## START
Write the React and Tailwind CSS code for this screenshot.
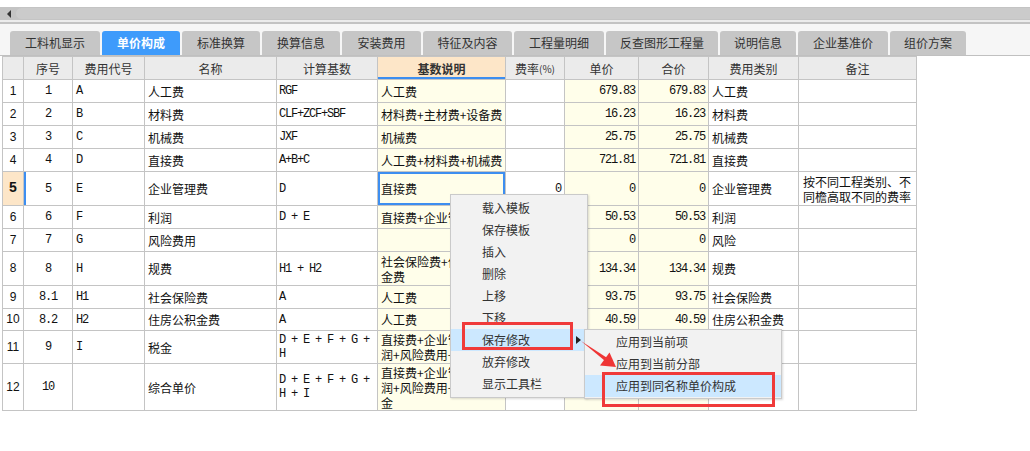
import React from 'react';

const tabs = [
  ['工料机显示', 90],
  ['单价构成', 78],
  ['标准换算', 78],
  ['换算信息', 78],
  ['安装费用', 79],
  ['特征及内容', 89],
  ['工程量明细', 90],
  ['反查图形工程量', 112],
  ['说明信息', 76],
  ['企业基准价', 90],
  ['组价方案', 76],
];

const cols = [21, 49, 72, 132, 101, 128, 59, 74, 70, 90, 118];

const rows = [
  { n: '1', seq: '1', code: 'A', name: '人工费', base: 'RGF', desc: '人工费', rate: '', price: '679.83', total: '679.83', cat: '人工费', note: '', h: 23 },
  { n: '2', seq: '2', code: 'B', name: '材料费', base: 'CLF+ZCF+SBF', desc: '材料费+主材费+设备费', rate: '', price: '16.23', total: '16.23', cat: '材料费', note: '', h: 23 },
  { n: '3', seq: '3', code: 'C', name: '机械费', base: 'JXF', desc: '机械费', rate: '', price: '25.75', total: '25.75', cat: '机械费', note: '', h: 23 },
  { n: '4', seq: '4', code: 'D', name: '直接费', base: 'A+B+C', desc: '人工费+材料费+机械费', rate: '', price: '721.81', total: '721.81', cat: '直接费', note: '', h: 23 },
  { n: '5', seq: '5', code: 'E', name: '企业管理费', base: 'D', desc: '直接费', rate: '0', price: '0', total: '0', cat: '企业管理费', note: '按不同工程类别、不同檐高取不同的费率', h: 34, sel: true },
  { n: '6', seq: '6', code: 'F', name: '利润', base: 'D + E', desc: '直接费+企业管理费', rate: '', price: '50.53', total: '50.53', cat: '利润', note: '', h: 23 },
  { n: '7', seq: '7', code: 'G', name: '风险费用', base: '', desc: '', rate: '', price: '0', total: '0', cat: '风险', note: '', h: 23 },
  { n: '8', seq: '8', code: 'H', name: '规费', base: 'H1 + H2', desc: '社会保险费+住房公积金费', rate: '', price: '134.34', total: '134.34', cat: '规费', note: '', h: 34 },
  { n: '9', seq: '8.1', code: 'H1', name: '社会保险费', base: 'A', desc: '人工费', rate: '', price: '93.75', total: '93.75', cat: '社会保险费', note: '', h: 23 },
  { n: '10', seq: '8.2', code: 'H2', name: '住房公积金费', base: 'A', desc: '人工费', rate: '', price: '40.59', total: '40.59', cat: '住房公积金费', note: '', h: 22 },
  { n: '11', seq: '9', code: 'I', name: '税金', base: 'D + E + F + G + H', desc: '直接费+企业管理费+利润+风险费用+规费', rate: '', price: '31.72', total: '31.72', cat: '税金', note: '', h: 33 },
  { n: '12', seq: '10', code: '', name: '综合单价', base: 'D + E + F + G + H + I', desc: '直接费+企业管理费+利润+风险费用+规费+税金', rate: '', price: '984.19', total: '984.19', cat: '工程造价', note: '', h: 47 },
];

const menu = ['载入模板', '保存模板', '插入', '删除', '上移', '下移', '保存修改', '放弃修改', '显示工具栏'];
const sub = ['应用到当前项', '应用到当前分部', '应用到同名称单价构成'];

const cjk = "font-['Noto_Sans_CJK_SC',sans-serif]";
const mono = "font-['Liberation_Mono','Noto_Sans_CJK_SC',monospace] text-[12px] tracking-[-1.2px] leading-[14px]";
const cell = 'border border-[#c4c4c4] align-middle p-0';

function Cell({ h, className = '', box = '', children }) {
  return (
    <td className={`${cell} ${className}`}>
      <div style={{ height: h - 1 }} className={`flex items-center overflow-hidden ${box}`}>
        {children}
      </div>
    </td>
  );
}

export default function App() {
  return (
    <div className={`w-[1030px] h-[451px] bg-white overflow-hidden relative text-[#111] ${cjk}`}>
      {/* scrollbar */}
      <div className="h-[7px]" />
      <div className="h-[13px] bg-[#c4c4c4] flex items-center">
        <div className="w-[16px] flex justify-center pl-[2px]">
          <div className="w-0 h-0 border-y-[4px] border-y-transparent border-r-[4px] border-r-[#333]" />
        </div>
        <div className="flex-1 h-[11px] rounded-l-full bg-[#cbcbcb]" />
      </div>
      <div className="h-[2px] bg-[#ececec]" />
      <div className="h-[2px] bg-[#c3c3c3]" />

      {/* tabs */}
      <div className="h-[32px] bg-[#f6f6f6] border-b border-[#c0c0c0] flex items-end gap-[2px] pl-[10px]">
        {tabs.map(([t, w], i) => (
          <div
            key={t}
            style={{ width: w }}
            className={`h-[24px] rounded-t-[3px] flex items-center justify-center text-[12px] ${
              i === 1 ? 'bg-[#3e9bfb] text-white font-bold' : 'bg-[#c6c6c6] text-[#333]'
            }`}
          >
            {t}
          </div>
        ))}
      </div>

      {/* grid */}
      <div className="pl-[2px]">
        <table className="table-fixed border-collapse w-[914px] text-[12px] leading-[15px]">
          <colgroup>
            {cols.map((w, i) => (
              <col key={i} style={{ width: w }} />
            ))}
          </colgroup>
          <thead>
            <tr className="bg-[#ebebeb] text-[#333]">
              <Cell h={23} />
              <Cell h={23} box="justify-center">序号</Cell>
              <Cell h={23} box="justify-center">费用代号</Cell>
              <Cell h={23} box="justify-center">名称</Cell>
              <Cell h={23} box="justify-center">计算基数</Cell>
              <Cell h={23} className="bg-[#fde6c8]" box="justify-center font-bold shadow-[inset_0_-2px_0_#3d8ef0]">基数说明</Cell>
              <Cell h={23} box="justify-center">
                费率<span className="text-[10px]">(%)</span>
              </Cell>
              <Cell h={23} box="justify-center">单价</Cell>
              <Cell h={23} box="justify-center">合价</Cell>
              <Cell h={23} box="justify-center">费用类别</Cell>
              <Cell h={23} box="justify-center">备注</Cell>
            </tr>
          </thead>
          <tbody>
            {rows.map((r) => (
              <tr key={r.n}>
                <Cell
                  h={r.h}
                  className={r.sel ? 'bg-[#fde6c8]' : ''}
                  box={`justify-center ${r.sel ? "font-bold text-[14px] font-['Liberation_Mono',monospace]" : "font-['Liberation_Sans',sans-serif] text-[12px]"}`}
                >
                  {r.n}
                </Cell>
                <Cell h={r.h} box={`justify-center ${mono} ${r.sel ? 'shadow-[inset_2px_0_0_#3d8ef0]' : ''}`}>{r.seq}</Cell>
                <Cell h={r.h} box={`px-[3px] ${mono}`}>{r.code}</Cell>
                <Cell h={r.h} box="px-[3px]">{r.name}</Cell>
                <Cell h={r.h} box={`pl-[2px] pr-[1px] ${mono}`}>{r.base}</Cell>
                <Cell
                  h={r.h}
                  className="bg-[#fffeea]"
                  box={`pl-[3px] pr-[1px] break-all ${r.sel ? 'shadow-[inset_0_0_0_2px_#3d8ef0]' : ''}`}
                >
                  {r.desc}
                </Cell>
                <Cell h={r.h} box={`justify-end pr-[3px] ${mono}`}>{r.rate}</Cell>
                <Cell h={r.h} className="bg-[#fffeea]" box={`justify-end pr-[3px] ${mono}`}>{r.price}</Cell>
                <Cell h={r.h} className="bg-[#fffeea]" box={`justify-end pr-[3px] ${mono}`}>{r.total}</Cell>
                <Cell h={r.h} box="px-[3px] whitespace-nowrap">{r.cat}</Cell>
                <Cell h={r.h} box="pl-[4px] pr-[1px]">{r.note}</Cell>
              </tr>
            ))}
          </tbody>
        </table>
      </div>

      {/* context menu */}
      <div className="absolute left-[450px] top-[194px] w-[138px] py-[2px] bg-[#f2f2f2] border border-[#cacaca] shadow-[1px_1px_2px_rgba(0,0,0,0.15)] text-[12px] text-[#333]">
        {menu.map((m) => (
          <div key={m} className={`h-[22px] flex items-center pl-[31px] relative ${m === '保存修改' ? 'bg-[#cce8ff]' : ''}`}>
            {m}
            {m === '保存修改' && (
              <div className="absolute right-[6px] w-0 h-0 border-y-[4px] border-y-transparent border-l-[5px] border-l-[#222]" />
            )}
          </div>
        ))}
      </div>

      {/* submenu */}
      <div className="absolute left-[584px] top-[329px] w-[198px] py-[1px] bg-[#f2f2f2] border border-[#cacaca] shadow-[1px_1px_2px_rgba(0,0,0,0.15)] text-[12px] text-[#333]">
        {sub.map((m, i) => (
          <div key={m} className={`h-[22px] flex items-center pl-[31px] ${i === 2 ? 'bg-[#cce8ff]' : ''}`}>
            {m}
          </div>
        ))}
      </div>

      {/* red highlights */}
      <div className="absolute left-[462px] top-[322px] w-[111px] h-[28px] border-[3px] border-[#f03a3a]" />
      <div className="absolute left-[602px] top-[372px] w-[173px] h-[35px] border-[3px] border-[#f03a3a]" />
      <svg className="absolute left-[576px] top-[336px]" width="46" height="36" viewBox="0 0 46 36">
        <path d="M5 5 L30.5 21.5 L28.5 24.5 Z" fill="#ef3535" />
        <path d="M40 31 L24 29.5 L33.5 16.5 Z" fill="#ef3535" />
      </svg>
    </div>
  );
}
## END
Select every line in the material above where the string "React" occurs, and copy it.

**SOLUTION**.
Write the React and Tailwind CSS code for this screenshot.
import React from 'react';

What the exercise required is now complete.